I have quite some experience with NMV and MV amps from the 70s (1959 and 2203/2204 models) and can confirm some of the tipps written above.
Old Marshalls are very sensitive to input gain and thats where the fun comes from imo. They react to the guitars volume knob like an external gain adjustment. If you want clean, you have different option:

1) Adjust the amp for your dirt sound with the guitars` volume on 10 and than simply roll back your guitars volume knob. If the amp has a bright cap, it will retain the sparly highs better.
2) Use a different input on the amp. Both of the low inputs, treble and normal side, are -6db inputs. So every signal coming in doesn`t drive the input stage of the amp that hard and results in less distortion (and less volume). Therefore you get much cleaner sounds while still being freaking loud ... you know 100 Watt Marshalls ;) For the 2203 Mastervolume amps the same applies. Actually i find the low input on 2203 (2 holer) gives me the nicest cleans of any amp i`ve ever had.
So try to experiment with the inputrouting in the app!
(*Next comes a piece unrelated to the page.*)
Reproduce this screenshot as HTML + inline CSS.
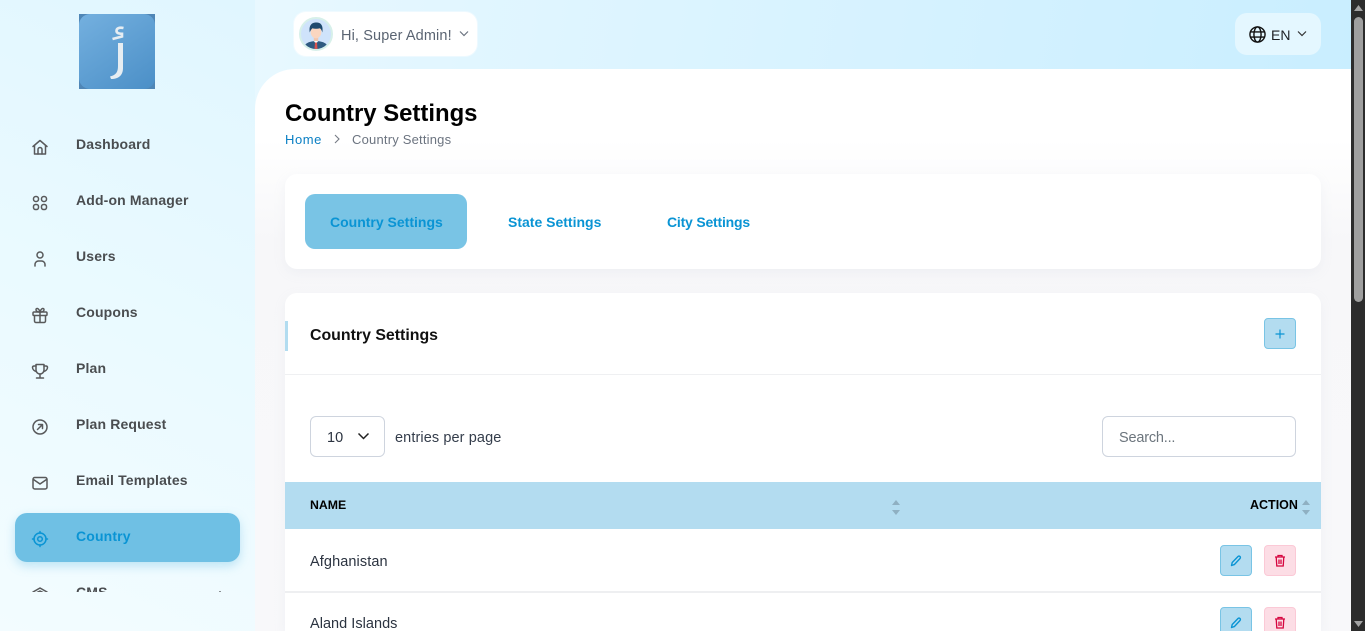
<!DOCTYPE html>
<html lang="en"><head><meta charset="utf-8"><title>Country Settings</title>
<style>
*{box-sizing:border-box}
html,body{margin:0;padding:0;width:1365px;height:631px;overflow:hidden}
body{font-family:"Liberation Sans",sans-serif;color:#293240;position:relative;background:linear-gradient(100deg,#f0fbff 0%,#e2f6ff 30%,#c6edff 100%)}
.a{position:absolute;white-space:nowrap}
.nav{left:76px;font-size:14px;font-weight:700;color:#4a4d50;line-height:20px;letter-spacing:.15px}
.ic{position:absolute;left:31px;width:18px;height:18px;fill:none;stroke:#58595b;stroke-width:1.5;stroke-linecap:round;stroke-linejoin:round}
svg{display:block}
</style></head><body>

<!-- sidebar -->
<div class="a" style="left:0;top:0;width:255px;height:631px;background:linear-gradient(25deg,#f3fcff 0%,#eafaff 50%,#e0f6ff 100%)"></div>
<div class="a" style="left:79px;top:14px;width:76px;height:75px;background:#4f86b6"></div>
<div class="a" style="left:79px;top:14px;width:76px;height:75px;border-radius:11px;background:linear-gradient(145deg,#74b0df,#4b8fc7)"></div>
<svg class="a" style="left:79px;top:14px" width="76" height="75" viewBox="0 0 76 75"><path d="M39 29H44V54C44 61 40 65 32 65L31 62.500C37 61 39 58 39 52Z" fill="#e6edf2"/><path d="M44.500 14C40 13 37.500 14.500 37.500 16.800 37.500 19 40 19.800 43 19.800V22.500L33.500 25" fill="none" stroke="#e6edf2" stroke-width="2.600"/></svg>

<div class="a nav" style="top:134px">Dashboard</div>
<svg class="ic" style="top:138px" viewBox="0 0 18 18"><path d="M2 8.500 9 2.500l7 6"/><path d="M3.500 7.500V16h11V7.500"/><path d="M7 16v-4.500a2 2 0 0 1 4 0V16"/></svg>
<div class="a nav" style="top:190px">Add-on Manager</div>
<svg class="ic" style="top:194px" viewBox="0 0 18 18"><rect x="2.500" y="2.500" width="5" height="5" rx="2.300"/><rect x="10.500" y="2.500" width="5" height="5" rx="2.300"/><rect x="2.500" y="10.500" width="5" height="5" rx="2"/><rect x="10.500" y="10.500" width="5" height="5" rx="2"/></svg>
<div class="a nav" style="top:246px">Users</div>
<svg class="ic" style="top:250px" viewBox="0 0 18 18"><circle cx="9" cy="5" r="3"/><path d="M4 16v-1.500A3.500 3.500 0 0 1 7.500 11h3a3.500 3.500 0 0 1 3.500 3.500V16"/></svg>
<div class="a nav" style="top:302px">Coupons</div>
<svg class="ic" style="top:306px" viewBox="0 0 18 18"><rect x="2" y="6" width="14" height="3.500" rx="1"/><path d="M3.500 9.500V15a1.500 1.500 0 0 0 1.500 1.500h8a1.500 1.500 0 0 0 1.500-1.500V9.500M9 6v10.500"/><path d="M9 6C7 6 5 5.500 5 3.700 5 2 7.500 1.500 9 6c1.500-4.500 4-4 4-2.300C13 5.500 11 6 9 6z"/></svg>
<div class="a nav" style="top:358px">Plan</div>
<svg class="ic" style="top:362px" viewBox="0 0 18 18"><path d="M5 2.500h8V8a4 4 0 0 1-8 0z"/><path d="M5 4H3c-1 0-1.500.7-1.500 1.500C1.500 7.500 3.500 9 5.300 9.500M13 4h2c1 0 1.500.7 1.500 1.500 0 2-2 3.500-3.800 4"/><path d="M9 12v3.500M5.500 16h7"/></svg>
<div class="a nav" style="top:414px">Plan Request</div>
<svg class="ic" style="top:418px" viewBox="0 0 18 18"><circle cx="9" cy="9" r="7"/><path d="M6.500 11.500l5-5M7.500 6.500h4v4"/></svg>
<div class="a nav" style="top:470px">Email Templates</div>
<svg class="ic" style="top:474px" viewBox="0 0 18 18"><rect x="2" y="3.500" width="14" height="11.500" rx="1.800"/><path d="M2.500 5.500 9 10l6.500-4.500"/></svg>

<div class="a" style="left:15px;top:513px;width:225px;height:49px;border-radius:12px;background:#6fc0e4;box-shadow:0 4px 10px rgba(111,192,228,.4)"></div>
<div class="a nav" style="top:526px;color:#0a94d4">Country</div>
<svg class="ic" style="top:530px;stroke:#0a94d4" viewBox="0 0 18 18"><circle cx="9" cy="9" r="6"/><circle cx="9" cy="9" r="2.300"/><path d="M9 1.500V3M9 15v1.500M1.500 9H3M15 9h1.500"/></svg>

<div class="a" style="left:0;top:580px;width:255px;height:12px;overflow:hidden">
  <div class="a nav" style="top:2px">CMS</div>
  <svg class="ic" style="top:5px" viewBox="0 0 18 18"><path d="M2 7l7-4 7 4M5 8l4-2 4 2"/></svg>
  <div class="a" style="left:219px;top:11px;width:2px;height:1px;background:#8b9094"></div>
</div>

<!-- header -->
<div class="a" style="left:294px;top:12px;width:183px;height:44px;border-radius:12px;background:#fff;box-shadow:0 0 0 1px rgba(255,255,255,.4)"></div>
<div class="a" style="left:299px;top:17px;width:34px;height:34px;border-radius:50%;border:2px solid #d7f0ea;background:#cfe3fb;overflow:hidden">
<svg width="30" height="30" viewBox="0 0 30 30"><path d="M3 30c0-6 5-7.500 12-8 7 .5 12 2 12 8z" fill="#2f5a80"/><path d="M12.500 21.500h5L15 25z" fill="#fff"/><path d="M14 23.500h2l.5 6.500h-3z" fill="#d9534f"/><rect x="12.800" y="17" width="4.400" height="5" fill="#f2c6ae"/><ellipse cx="15" cy="13" rx="5.300" ry="6.300" fill="#fbd6c0"/><path d="M8.800 13.500C7.500 6 11 3.500 15.300 3.500s7.200 2.500 6 10c-.5-2-1-3.500-2.500-4.300-2 .7-5.500.7-7.300 0-1 .8-2.200 2.300-2.700 4.300z" fill="#1f4a6e"/></svg></div>
<div class="a" style="left:341px;top:26px;font-size:14.5px;line-height:20px;color:#5a6472;letter-spacing:.12px">Hi, Super Admin!</div>
<svg class="a" style="left:459px;top:30px" width="10" height="8" viewBox="0 0 10 8"><path d="M1 1.500l4 4 4-4" fill="none" stroke="#6c7480" stroke-width="1.200"/></svg>

<div class="a" style="left:1235px;top:13px;width:86px;height:42px;border-radius:12px;background:#e4f7ff"></div>
<svg class="a" style="left:1249px;top:26px" width="17" height="17" viewBox="0 0 18 18" fill="none" stroke="#111" stroke-width="1.500"><circle cx="9" cy="9" r="8"/><ellipse cx="9" cy="9" rx="3.800" ry="8"/><path d="M1.500 6.300h15M1.500 11.700h15"/></svg>
<div class="a" style="left:1271px;top:25px;font-size:14px;line-height:20px;color:#1c1f24">EN</div>
<svg class="a" style="left:1297px;top:30px" width="10" height="8" viewBox="0 0 10 8"><path d="M1 1.500l4 4 4-4" fill="none" stroke="#333" stroke-width="1.200"/></svg>

<!-- content -->
<div class="a" style="left:255px;top:69px;width:1096px;height:562px;background:linear-gradient(180deg,#fff 0,#fff 70px,#f7f7f9 170px,#f8f8fa 100%);border-top-left-radius:40px"></div>
<div class="a" style="left:285px;top:97px;font-size:23.900px;font-weight:700;line-height:33px;color:#000">Country Settings</div>
<div class="a" style="left:285px;top:131px;font-size:13px;line-height:18px;color:#0a7fc4;letter-spacing:.55px">Home</div>
<svg class="a" style="left:333px;top:134px" width="8" height="10" viewBox="0 0 8 10"><path d="M2 1l4 4-4 4" fill="none" stroke="#767c85" stroke-width="1.100"/></svg>
<div class="a" style="left:352px;top:131px;font-size:13px;line-height:18px;color:#6c7480;letter-spacing:.2px">Country Settings</div>

<div class="a" style="left:285px;top:174px;width:1036px;height:95px;border-radius:12px;background:#fff;box-shadow:0 4px 12px rgba(170,175,195,.1)"></div>
<div class="a" style="left:305px;top:194px;width:162px;height:55px;border-radius:10px;background:#79c4e5"></div>
<div class="a" style="left:330px;top:212px;font-size:14px;font-weight:700;line-height:20px;color:#0a94d4">Country Settings</div>
<div class="a" style="left:508px;top:212px;font-size:14px;font-weight:700;line-height:20px;color:#0a94d4">State Settings</div>
<div class="a" style="left:667px;top:212px;font-size:14px;font-weight:700;line-height:20px;color:#0a94d4;letter-spacing:-.2px">City Settings</div>

<div class="a" style="left:285px;top:293px;width:1036px;height:338px;border-radius:12px 12px 0 0;background:#fff;box-shadow:0 4px 12px rgba(170,175,195,.1)"></div>
<div class="a" style="left:285px;top:321px;width:3px;height:30px;background:#b2dcf0"></div>
<div class="a" style="left:310px;top:325px;font-size:15.900px;font-weight:700;line-height:22px;color:#111">Country Settings</div>
<div class="a" style="left:1264px;top:318px;width:32px;height:31px;border-radius:4px;background:#b3dcf0;border:1px solid #79c4e5"></div>
<svg class="a" style="left:1274px;top:328px" width="12" height="12" viewBox="0 0 12 12"><path d="M6 1.500v9M1.500 6h9" stroke="#0a94d4" stroke-width="1.200"/></svg>
<div class="a" style="left:285px;top:374px;width:1036px;height:1px;background:#eff0f2"></div>

<div class="a" style="left:310px;top:416px;width:75px;height:41px;border-radius:6px;border:1px solid #ced4de;background:#fff"></div>
<div class="a" style="left:327px;top:428px;font-size:14.500px;line-height:20px;color:#2b3340">10</div>
<svg class="a" style="left:357px;top:432px" width="13" height="9" viewBox="0 0 13 9"><path d="M1.500 1.500l5 5 5-5" fill="none" stroke="#222" stroke-width="1.500"/></svg>
<div class="a" style="left:395px;top:428px;font-size:14.500px;line-height:20px;color:#343d4b;letter-spacing:.1px">entries per page</div>
<div class="a" style="left:1102px;top:416px;width:194px;height:41px;border-radius:6px;border:1px solid #ced4de;background:#fff"></div>
<div class="a" style="left:1119px;top:428px;font-size:14.500px;line-height:20px;color:#6c757d;letter-spacing:-.2px">Search...</div>

<div class="a" style="left:285px;top:482px;width:1036px;height:47px;background:#b3dcf0"></div>
<div class="a" style="left:310px;top:497px;font-size:12.300px;font-weight:700;line-height:17px;color:#000">NAME</div>
<div class="a" style="left:1250px;top:497px;font-size:12.500px;font-weight:700;line-height:17px;color:#000">ACTION</div>
<svg class="a" style="left:891px;top:499px" width="10" height="17" viewBox="0 0 10 17"><path d="M5 1l4 5H1zM1 11h8l-4 5z" fill="#8fb0c2"/></svg>
<svg class="a" style="left:1301px;top:499px" width="10" height="17" viewBox="0 0 10 17"><path d="M5 1l4 5H1zM1 11h8l-4 5z" fill="#8fb0c2"/></svg>

<div class="a" style="left:310px;top:552px;font-size:14.500px;line-height:20px;color:#2b3340;letter-spacing:.1px">Afghanistan</div>
<div class="a" style="left:285px;top:591px;width:1036px;height:2px;background:#eeeff1"></div>
<div class="a" style="left:310px;top:614px;font-size:14.500px;line-height:20px;color:#2b3340;letter-spacing:.03px">Aland Islands</div>

<div class="a" style="left:1220px;top:545px;width:32px;height:31px;border-radius:4px;background:#b3dcf0;border:1px solid #79c4e5"></div>
<svg class="a" style="left:1230px;top:554px" width="12" height="13" viewBox="0 0 12 13"><path d="M1.500 11.500l.7-3L8 2.500a1.400 1.400 0 0 1 2 2L4.300 10.600z" fill="none" stroke="#0a94d4" stroke-width="1.400" stroke-linejoin="round"/></svg>
<div class="a" style="left:1264px;top:545px;width:32px;height:31px;border-radius:4px;background:#fcdde5;border:1px solid #fbc9d6"></div>
<svg class="a" style="left:1274px;top:554px" width="12" height="13" viewBox="0 0 12 13"><path d="M1 3h10M4 3V1.500h4V3M2.200 3l.6 9h6.400l.6-9M5 5.500V10M7 5.500V10" fill="none" stroke="#d6053f" stroke-width="1.300"/></svg>

<div class="a" style="left:1220px;top:607px;width:32px;height:31px;border-radius:4px;background:#b3dcf0;border:1px solid #79c4e5"></div>
<svg class="a" style="left:1230px;top:616px" width="12" height="13" viewBox="0 0 12 13"><path d="M1.500 11.500l.7-3L8 2.500a1.400 1.400 0 0 1 2 2L4.300 10.600z" fill="none" stroke="#0a94d4" stroke-width="1.400" stroke-linejoin="round"/></svg>
<div class="a" style="left:1264px;top:607px;width:32px;height:31px;border-radius:4px;background:#fcdde5;border:1px solid #fbc9d6"></div>
<svg class="a" style="left:1274px;top:616px" width="12" height="13" viewBox="0 0 12 13"><path d="M1 3h10M4 3V1.500h4V3M2.200 3l.6 9h6.400l.6-9M5 5.500V10M7 5.500V10" fill="none" stroke="#d6053f" stroke-width="1.300"/></svg>

<!-- scrollbar -->
<div class="a" style="left:1351px;top:0;width:14px;height:631px;background:#2c2c2c"></div>
<div class="a" style="left:1354px;top:17px;width:9px;height:285px;border-radius:5px;background:#9f9f9f"></div>
<svg class="a" style="left:1353px;top:4px" width="11" height="8" viewBox="0 0 11 8"><path d="M5.500 1 10 7H1z" fill="#a3a3a3"/></svg>
<svg class="a" style="left:1353px;top:620px" width="11" height="8" viewBox="0 0 11 8"><path d="M1 1h9L5.500 7z" fill="#a3a3a3"/></svg>
</body></html>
Also the different combinations of patching the inputs does wonders. Here is how i do it on my 76 100 Watter if i want a straight rock tone:

I use a patch cable going from treble input 2 (low) to normal input 1 (high). Than i plug my guitar cable into Treble input 1 (high).
With guitar at volume 9 (smidge below max) i adjust my tone with the volume controls on the amp. i.e. turn treble volume up to 7 for example and than add some missing bass by turning up the normal volume pot to taste. Usually i end up with treble volume at 7 and normal volume between 4 and 6 depending on the guitar. Than i adjust the eq on the amp and most important the presence. Thats how i set up my old 70s Marshalls.
Guitar at volume 8 gives me restrained rock tone for verse, guitarvolume on 9 adds distortion and volume for chorus and on 10 (plus Boss SD1 and delay pedal) gives great solo tones. If i want to go clean i lower the guitar volume by ear, maybe to 3-5.

My post got a bit out of hand but i hope it helps tuning your pedal to your taste.